The hard evidence suggests a machine of some kind suffered an explosion on or near the island in the Gull Pond at some time several years prior to 1948. The hard evidence is consistent with the loss of the White Bird but alternative possibilities must be considered.

All of the witnesses were in error. There was never a plane in the pond. The debris Judge reported and the artifact TIGHAR found were not from an airplane.

So what sort of machine could have come to a violent end on or near the island several years before 1948? Machines of any sort were unknown on the muskeg until after World War Two, when a few surplus M29 Studebaker “Weasel,” small tracked vehicles were reportedly used to transport hunters into the country. There is no aluminum sheet in a Weasel and no M29s are known to have been anywhere near the Gull Pond, much less known to have blown up. If one did, its wreckage would not look rusted-out in 1948.

The plane in the pond was an aircraft other than the White Bird.

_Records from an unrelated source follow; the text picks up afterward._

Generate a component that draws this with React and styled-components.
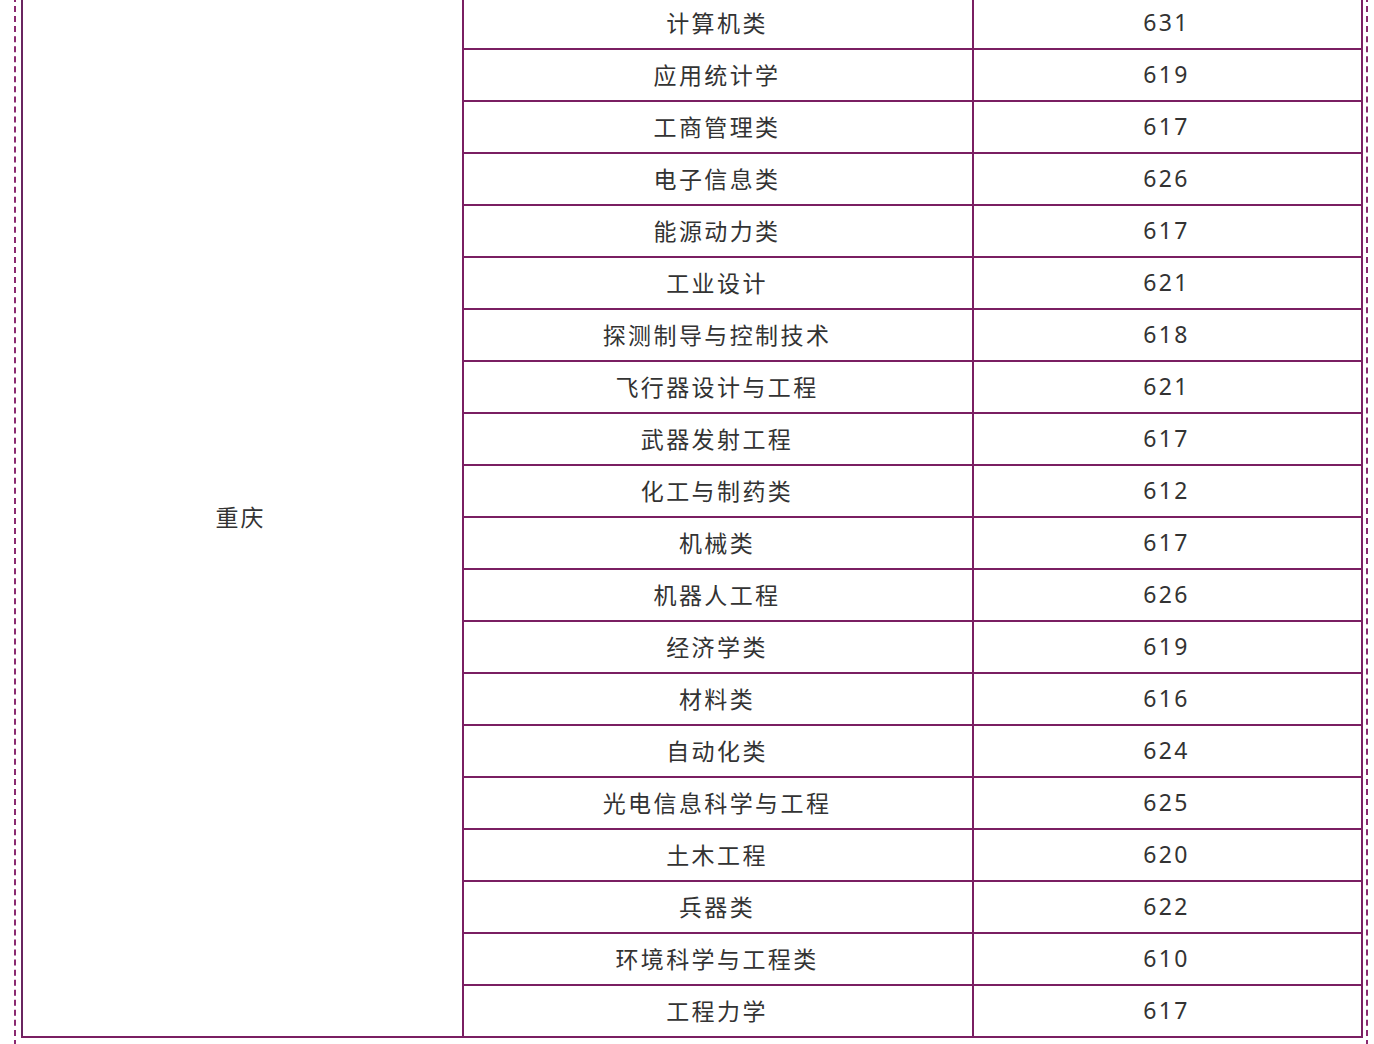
import React from "react";
import styled, { createGlobalStyle } from "styled-components";

const Global = createGlobalStyle`
  html, body { margin: 0; padding: 0; background: #ffffff; }
  body { font-family: "Noto Sans CJK SC", "Noto Sans", sans-serif; overflow: hidden; }
`;

const Frame = styled.div`
  margin: -4px 0 0 14px;
  width: 1354px;
  box-sizing: border-box;
  border-left: 2px dashed #8a2a70;
  border-right: 2px dashed #8a2a70;
  padding: 0 5px 20px 5px;
  min-height: 1070px;
`;

const Table = styled.table`
  border-collapse: collapse;
  width: 1340px;
  table-layout: fixed;
`;

const Col = styled.col`
  width: ${(p) => p.$w}px;
`;

const Cell = styled.td`
  border: 2px solid #7a1f62;
  height: 52px;
  box-sizing: border-box;
  padding: 0 2px 2px 0;
  text-align: center;
  vertical-align: middle;
  color: #333333;
  font-size: 23px;
  letter-spacing: 2.4px;
  line-height: 1;
  font-family: ${(p) => (p.$num ? '"Noto Sans", sans-serif' : '"Noto Sans CJK SC", sans-serif')};
`;

const RegionCell = styled(Cell)`
  border-left-color: #6a2560;
  letter-spacing: 2px;
  padding-right: 4px;
`;

const rows = [
  ["计算机类", "631"],
  ["应用统计学", "619"],
  ["工商管理类", "617"],
  ["电子信息类", "626"],
  ["能源动力类", "617"],
  ["工业设计", "621"],
  ["探测制导与控制技术", "618"],
  ["飞行器设计与工程", "621"],
  ["武器发射工程", "617"],
  ["化工与制药类", "612"],
  ["机械类", "617"],
  ["机器人工程", "626"],
  ["经济学类", "619"],
  ["材料类", "616"],
  ["自动化类", "624"],
  ["光电信息科学与工程", "625"],
  ["土木工程", "620"],
  ["兵器类", "622"],
  ["环境科学与工程类", "610"],
  ["工程力学", "617"],
];

export default function App() {
  return (
    <>
      <Global />
      <Frame>
        <Table>
          <colgroup>
            <Col $w={441} />
            <Col $w={510} />
            <Col $w={389} />
          </colgroup>
          <tbody>
            {rows.map(([major, score], i) => (
              <tr key={major}>
                {i === 0 && <RegionCell rowSpan={rows.length}>重庆</RegionCell>}
                <Cell>{major}</Cell>
                <Cell $num>{score}</Cell>
              </tr>
            ))}
          </tbody>
        </Table>
      </Frame>
    </>
  );
}
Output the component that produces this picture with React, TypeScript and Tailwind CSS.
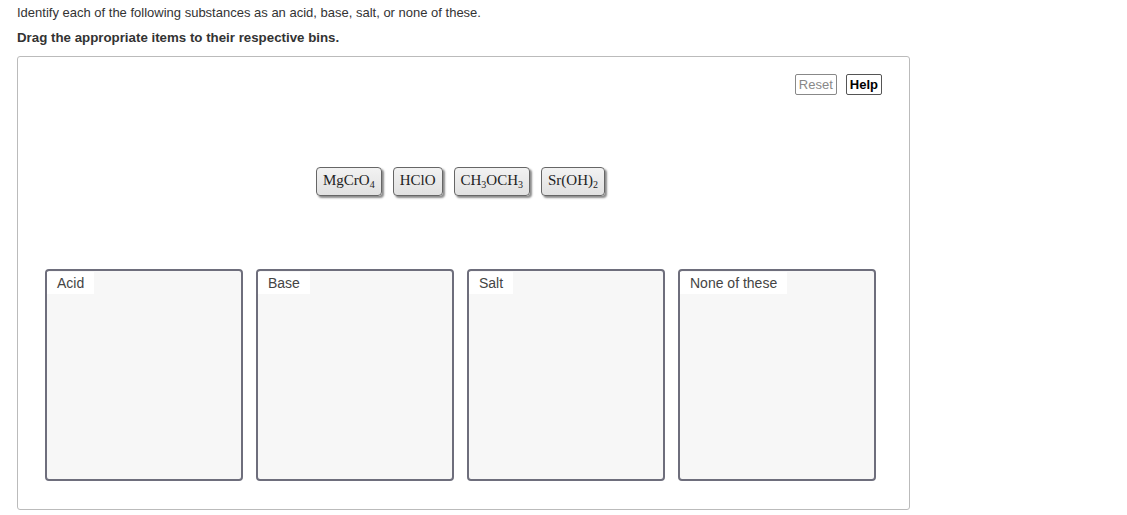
const sub = 'text-[10px] relative top-[3px] align-baseline leading-none';

const tiles = [
  { id: 'mgcro4', label: <>MgCrO<sub className={sub}>4</sub></> },
  { id: 'hclo', label: <>HClO</> },
  { id: 'ch3och3', label: <>CH<sub className={sub}>3</sub>OCH<sub className={sub}>3</sub></> },
  { id: 'sroh2', label: <>Sr(OH)<sub className={sub}>2</sub></> },
];

const bins = ['Acid', 'Base', 'Salt', 'None of these'];

export default function App() {
  return (
    <div className="w-[1127px] h-[515px] bg-white overflow-hidden pl-[17px] pt-[5px] font-['Liberation_Sans',Arial,sans-serif] text-[#333]">
      <p className="text-[13px] leading-[16px]">
        Identify each of the following substances as an acid, base, salt, or none of these.
      </p>
      <p className="mt-[9px] text-[13.3px] leading-[16px] font-bold text-[#333]">
        Drag the appropriate items to their respective bins.
      </p>

      <div className="mt-[10px] w-[893px] h-[454px] border border-[#bbbbbb] rounded-[3px] px-[27px] pt-[17px]">
        <div className="flex justify-end gap-[9px]">
          <button className="h-[21px] px-[3px] border border-[#888] rounded-[2px] text-[13px] leading-[19px] text-[#888]">
            Reset
          </button>
          <button className="h-[21px] px-[3px] border border-[#555] rounded-[2px] text-[13px] leading-[19px] text-black font-bold">
            Help
          </button>
        </div>

        <div className="mt-[72px] flex justify-center gap-[11px] w-[831px]">
          {tiles.map((t) => (
            <div
              key={t.id}
              className="h-[29px] px-[6px] flex items-center border border-[#666] rounded-[4px] bg-gradient-to-b from-[#f2f2f2] to-[#e1e1e1] shadow-[2px_2px_2px_rgba(0,0,0,0.45)] font-['Liberation_Serif','Times_New_Roman',serif] text-[15px] text-[#222]"
            >
              <span className="leading-none -mt-[2px]">{t.label}</span>
            </div>
          ))}
        </div>

        <div className="mt-[73px] flex gap-[13px]">
          {bins.map((b) => (
            <div
              key={b}
              className="w-[198px] h-[212px] border-2 border-[#6e6e7c] rounded-[4px] bg-[#f7f7f7]"
            >
              <div className="inline-block bg-white pl-[10px] pr-[10px] h-[22px] text-[14px] leading-[22px] text-[#444]">
                {b}
              </div>
            </div>
          ))}
        </div>
      </div>
    </div>
  );
}
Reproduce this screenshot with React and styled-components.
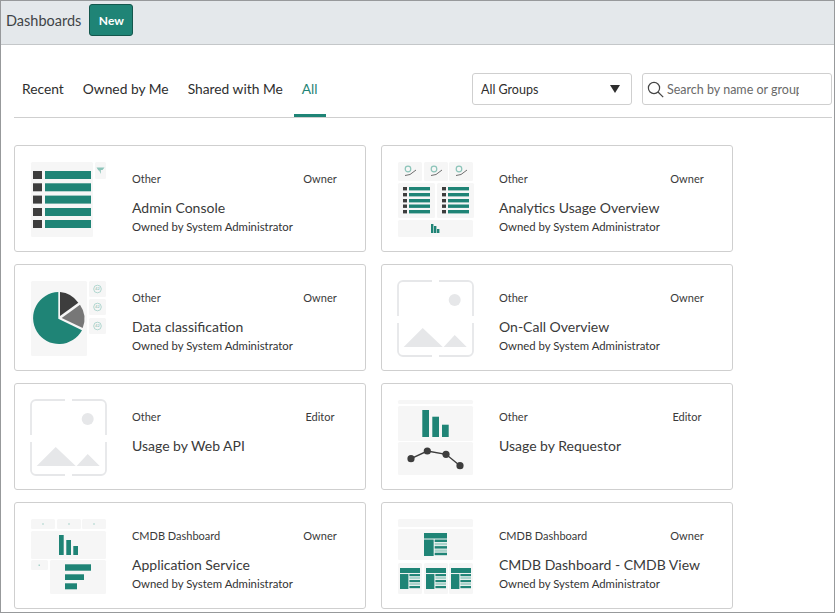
import React from 'react';
import styled, { createGlobalStyle } from 'styled-components';

const TEAL = '#1f8476';
const TILE = '#f6f6f6';
const DARK = '#3d3d3d';
const SOFT = '#a9d3cb';
const PLACEHOLDER = '#e6e7e9';

const GlobalStyle = createGlobalStyle`
    html, body {
        margin: 0;
        padding: 0;
        background: #ffffff;
    }
    body {
        font-family: "Lato", "Noto Sans", sans-serif;
        color: #2e2e2e;
    }
`;

const Frame = styled.div`
    box-sizing: border-box;
    width: 835px;
    height: 613px;
    border: 1px solid #97999b;
    overflow: hidden;
    background: #ffffff;
`;

const TopBar = styled.header`
    display: flex;
    align-items: center;
    gap: 8px;
    box-sizing: border-box;
    height: 44px;
    padding: 0 0 5px 5px;
    background: #e4e8eb;
    border-bottom: 1px solid #c4c7c9;
`;

const PageTitle = styled.h1`
    margin: 0;
    font-size: 14.5px;
    font-weight: 400;
    color: #3f4447;
`;

const NewButton = styled.button`
    width: 44px;
    height: 32px;
    padding: 0;
    background: ${TEAL};
    border: 1px solid #14574d;
    border-radius: 3px;
    color: #ffffff;
    font-family: inherit;
    font-size: 12px;
    font-weight: 700;
`;

const Content = styled.main`
    padding: 28px 0 0 13px;
`;

const Toolbar = styled.div`
    display: flex;
    justify-content: space-between;
    align-items: flex-start;
    height: 44px;
    border-bottom: 1px solid #cfcfcf;
    margin-right: 2px;
`;

const Tabs = styled.nav`
    display: flex;
    gap: 3px;
`;

const Tab = styled.a`
    box-sizing: border-box;
    height: 44px;
    padding: 0 8px;
    line-height: 32px;
    font-size: 13.8px;
    color: ${props => props.$active ? TEAL : '#2e2e2e'};
    border-bottom: 3px solid ${props => props.$active ? TEAL : 'transparent'};
`;

const Filters = styled.div`
    display: flex;
    gap: 10px;
`;

const GroupSelect = styled.div`
    display: flex;
    align-items: center;
    justify-content: space-between;
    box-sizing: border-box;
    width: 160px;
    height: 32px;
    padding: 0 11px 0 8px;
    border: 1px solid #cfcfcf;
    border-radius: 3px;
    font-size: 12.5px;
`;

const Caret = styled.span`
    width: 0;
    height: 0;
    border-left: 5px solid transparent;
    border-right: 5px solid transparent;
    border-top: 8px solid #2e2e2e;
`;

const SearchBox = styled.label`
    display: flex;
    align-items: center;
    gap: 3px;
    box-sizing: border-box;
    width: 190px;
    height: 32px;
    padding: 0 0 0 4px;
    border: 1px solid #cfcfcf;
    border-radius: 3px;
`;

const SearchInput = styled.input`
    width: 132px;
    padding: 0;
    border: 0;
    outline: 0;
    background: transparent;
    font-family: inherit;
    font-size: 12.5px;
    &::placeholder {
        color: #6a6a6a;
        opacity: 1;
    }
`;

const CardGrid = styled.section`
    display: grid;
    grid-template-columns: 352px 352px;
    grid-auto-rows: 107px;
    column-gap: 15px;
    row-gap: 12px;
    padding-top: 27px;
`;

const Card = styled.article`
    display: flex;
    box-sizing: border-box;
    padding: 15px 0 0 15px;
    border: 1px solid #cfcfcf;
    border-radius: 3px;
`;

const ThumbSvg = styled.svg`
    flex: none;
    width: 80px;
    height: 80px;
`;

const CardBody = styled.div`
    display: flex;
    flex-direction: column;
    flex: 1;
    padding: 10px 0 0 22px;
`;

const MetaRow = styled.div`
    display: flex;
    justify-content: space-between;
    font-size: 11px;
    line-height: 16px;
    color: #3a3a3a;
`;

const Role = styled.span`
    width: 40px;
    margin-right: 25px;
    text-align: center;
`;

const CardTitle = styled.h2`
    margin: 11px 0 0;
    font-size: 14px;
    line-height: 20px;
    font-weight: 400;
    color: #3a3a3a;
`;

const CardOwner = styled.p`
    margin: 1px 0 0;
    font-size: 11.35px;
    line-height: 16px;
    color: #333333;
`;

const Tile = ({ x, y, w, h }) => <rect x={x} y={y} width={w} height={h} rx="1.5" fill={TILE} />;

const Bars = ({ items }) => items.map(([x, y, w, h, fill = TEAL], i) => (
    <rect key={i} x={x} y={y} width={w} height={h} fill={fill} />
));

const rowsAt = (ys, sqX, sqW, barX, barW, h) => ys.flatMap(y => [
    [sqX, y, sqW, h, DARK],
    [barX, y, barW, h, TEAL],
]);

const MiniTable = ({ x, y, w, h }) => {
    const head = h * 0.24;
    const left = w * 0.42;
    const top = y + head + 1;
    const rows = 5;
    const rowH = (y + h - top) / rows;
    return <g>
        <rect x={x} y={y} width={w} height={head} fill={TEAL} />
        <rect x={x} y={top} width={left} height={y + h - top} fill={TEAL} />
        {Array.from({ length: rows }, (_, i) => (
            <rect key={i} x={x + left + 1} y={top + i * rowH} width={w - left - 1} height={rowH - 0.8} fill={i % 2 ? SOFT : TEAL} />
        ))}
    </g>;
};

const Pen = ({ x }) => <g>
    <circle cx={x + 10} cy="8" r="2.8" fill="none" stroke="#8cc4b9" strokeWidth="1.2" />
    <path d={`M${x + 7} 14.5 L${x + 12} 13.5 L${x + 18} 9`} fill="none" stroke="#6e6e6e" strokeWidth="1" />
</g>;

const ConsoleThumb = () => <>
    <Tile x="1" y="1" w="62" h="75" />
    <Tile x="65" y="1" w="11" h="17" />
    <path d="M66.5 6.5 H74.5 L72.5 9 H70.8 V13 L69.2 9.5 H68.5 Z" fill="#8cc4b9" />
    <Bars items={rowsAt([10, 22.3, 34.6, 47, 59], 3, 9, 15, 46, 8)} />
</>;

const UsageThumb = () => <>
    <Tile x="1" y="1" w="24" h="19" />
    <Tile x="27" y="1" w="24" h="19" />
    <Tile x="52" y="1" w="24" h="19" />
    <Tile x="1" y="22" w="37" h="35" />
    <Tile x="40" y="22" w="37" h="35" />
    <Tile x="1" y="59" w="75" h="17" />
    <Pen x={1} />
    <Pen x={27} />
    <Pen x={52} />
    <Bars items={rowsAt([26, 32, 38, 43.5, 49], 6, 4, 12, 21, 3.4)} />
    <Bars items={rowsAt([26, 32, 38, 43.5, 49], 45, 4, 51, 21, 3.4)} />
    <Bars items={[[34, 63, 2.4, 9], [37, 65, 2.4, 7], [40, 68, 2.4, 4]]} />
</>;

const Badge42 = ({ y }) => <g>
    <rect x="59" y={y} width="17" height="16" rx="1.5" fill={TILE} />
    <circle cx="67.5" cy={y + 8} r="3.8" fill="none" stroke={SOFT} strokeWidth="0.9" />
    <text x="67.5" y={y + 9.4} fontSize="3.8" textAnchor="middle" fill="#7fb8ad">42</text>
</g>;

const PieThumb = () => <>
    <Tile x="1" y="1" w="56" h="75" />
    <Badge42 y={1} />
    <Badge42 y={19} />
    <Badge42 y={38} />
    <path d="M28.3 38.7 L28.3 12 A26 26 0 1 0 52 50.3 Z" fill={TEAL} />
    <path d="M30 36 L30 12 A25 25 0 0 1 48.3 22.7 Z" fill={DARK} />
    <path d="M31.7 38 L50 24.7 A25 25 0 0 1 52.7 48 Z" fill="#777777" />
</>;

const PlaceholderThumb = () => <>
    <path
        d="M35 1 H6 A5 5 0 0 0 1 6 V36 M42 1 H71 A5 5 0 0 1 76 6 V36 M1 43 V71 A5 5 0 0 0 6 76 H35 M76 43 V71 A5 5 0 0 1 71 76 H42"
        fill="none"
        stroke={PLACEHOLDER}
        strokeWidth="1.8"
    />
    <circle cx="57.7" cy="20" r="6" fill={PLACEHOLDER} />
    <path d="M6.7 67 L25.7 48 L45.7 67 Z M46.7 67 L57.7 55 L69.7 67 Z" fill={PLACEHOLDER} />
</>;

const RequestorThumb = () => <>
    <Tile x="1" y="1" w="75" h="4" />
    <Tile x="1" y="7" w="75" h="35" />
    <Tile x="1" y="43" w="75" h="33" />
    <Bars items={[[25.3, 11, 6.7, 27], [35.3, 17.7, 6.7, 20.3], [45, 25.7, 6.7, 12.3]]} />
    <polyline points="14,59.7 30.3,52 49,55.3 63,66.7" fill="none" stroke={DARK} strokeWidth="1.4" />
    {[[14, 59.7], [30.3, 52], [49, 55.3], [63, 66.7]].map(([cx, cy]) => (
        <circle key={cx} cx={cx} cy={cy} r="3.6" fill={DARK} />
    ))}
</>;

const ServiceThumb = () => <>
    <Tile x="1" y="1" w="24" h="10" />
    <Tile x="27" y="1" w="24" h="10" />
    <Tile x="52" y="1" w="24" h="10" />
    <Tile x="1" y="13" w="75" h="28" />
    <Tile x="1" y="42" w="17" h="10" />
    <Tile x="20" y="42" w="56" h="34" />
    <Bars items={[
        [12, 5.5, 2, 1, SOFT], [38, 5.5, 2, 1, SOFT], [63, 5.5, 2, 1, SOFT], [8.5, 46.5, 1.5, 1.5, SOFT],
        [29, 17, 4.7, 20], [36.3, 22, 4.7, 15], [43.3, 28, 4.7, 9],
        [35, 46.3, 26, 6.4], [35, 56.3, 19, 5.7], [35, 65.3, 12, 6],
    ]} />
</>;

const CmdbThumb = () => <>
    <Tile x="1" y="1" w="75" h="8" />
    <Tile x="1" y="11" w="75" h="31" />
    <Tile x="1" y="45" w="24" h="31" />
    <Tile x="27" y="45" w="24" h="31" />
    <Tile x="52" y="45" w="24" h="31" />
    <MiniTable x={27} y={15} w={23} h={23} />
    <MiniTable x={3} y={50} w={20} h={21} />
    <MiniTable x={29} y={50} w={20} h={21} />
    <MiniTable x={54} y={50} w={20} h={21} />
</>;

const dashboards = [
    { thumb: ConsoleThumb, group: 'Other', role: 'Owner', title: 'Admin Console', owner: 'Owned by System Administrator' },
    { thumb: UsageThumb, group: 'Other', role: 'Owner', title: 'Analytics Usage Overview', owner: 'Owned by System Administrator' },
    { thumb: PieThumb, group: 'Other', role: 'Owner', title: 'Data classification', owner: 'Owned by System Administrator' },
    { thumb: PlaceholderThumb, group: 'Other', role: 'Owner', title: 'On-Call Overview', owner: 'Owned by System Administrator' },
    { thumb: PlaceholderThumb, group: 'Other', role: 'Editor', title: 'Usage by Web API' },
    { thumb: RequestorThumb, group: 'Other', role: 'Editor', title: 'Usage by Requestor' },
    { thumb: ServiceThumb, group: 'CMDB Dashboard', role: 'Owner', title: 'Application Service', owner: 'Owned by System Administrator' },
    { thumb: CmdbThumb, group: 'CMDB Dashboard', role: 'Owner', title: 'CMDB Dashboard - CMDB View', owner: 'Owned by System Administrator' },
];

const tabs = ['Recent', 'Owned by Me', 'Shared with Me', 'All'];

const DashboardCard = ({ thumb: Thumb, group, role, title, owner }) => {
    return <Card>
        <ThumbSvg viewBox="0 0 80 80">
            <Thumb />
        </ThumbSvg>
        <CardBody>
            <MetaRow>
                <span>{group}</span>
                <Role>{role}</Role>
            </MetaRow>
            <CardTitle>{title}</CardTitle>
            {owner && <CardOwner>{owner}</CardOwner>}
        </CardBody>
    </Card>;
};

const App = () => {
    return <Frame>
        <GlobalStyle />
        <TopBar>
            <PageTitle>Dashboards</PageTitle>
            <NewButton>New</NewButton>
        </TopBar>
        <Content>
            <Toolbar>
                <Tabs>
                    {tabs.map(tab => <Tab key={tab} $active={tab === 'All'}>{tab}</Tab>)}
                </Tabs>
                <Filters>
                    <GroupSelect>
                        All Groups
                        <Caret />
                    </GroupSelect>
                    <SearchBox>
                        <svg width="17" height="17" viewBox="0 0 17 17" fill="none" stroke="#444444" strokeWidth="1.2">
                            <circle cx="7" cy="7" r="5.6" />
                            <path d="M11 11 L16.2 16.2" />
                        </svg>
                        <SearchInput placeholder="Search by name or group" />
                    </SearchBox>
                </Filters>
            </Toolbar>
            <CardGrid>
                {dashboards.map(item => <DashboardCard key={item.title} {...item} />)}
            </CardGrid>
        </Content>
    </Frame>;
};

export default App;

More than a dozen aircraft were lost during attempts to fly the Atlantic. In theory, any one of the unaccounted-for aircraft could be the plane in the pond. The missing aircraft most often mentioned as an alternative to the White Bird is The Dawn.

The Dawn

Mrs. Frances Grayson and the aircraft in which she hoped to be the first woman to cross the Atlantic by air.

The Dawn was a Sikorsky S-36 eight-place amphibian powered by two Wright J-5 Whirlwind engines. On December 23, 1927, The Dawn took off from Curtiss Field, Long Island headed for Harbour Grace, Newfoundland. Aboard were Norwegian pilot Oskar Omdal, navigator Brice Goldsborough, engineer Frank Koehler, and Frances Grayson, a wealthy divorcee who financed the flight and hoped to be the first woman to cross the Atlantic by airplane.

The weather was predicted to be bad, and it was. The Dawn didn’t arrive at Harbour Grace. Searchers found no sign of the missing plane, but there were radio messages heard indicating the flight was in trouble and reports of an airplane being heard over a number of towns in the northern part of the Avalon Peninsula, but not on the Cape Shore.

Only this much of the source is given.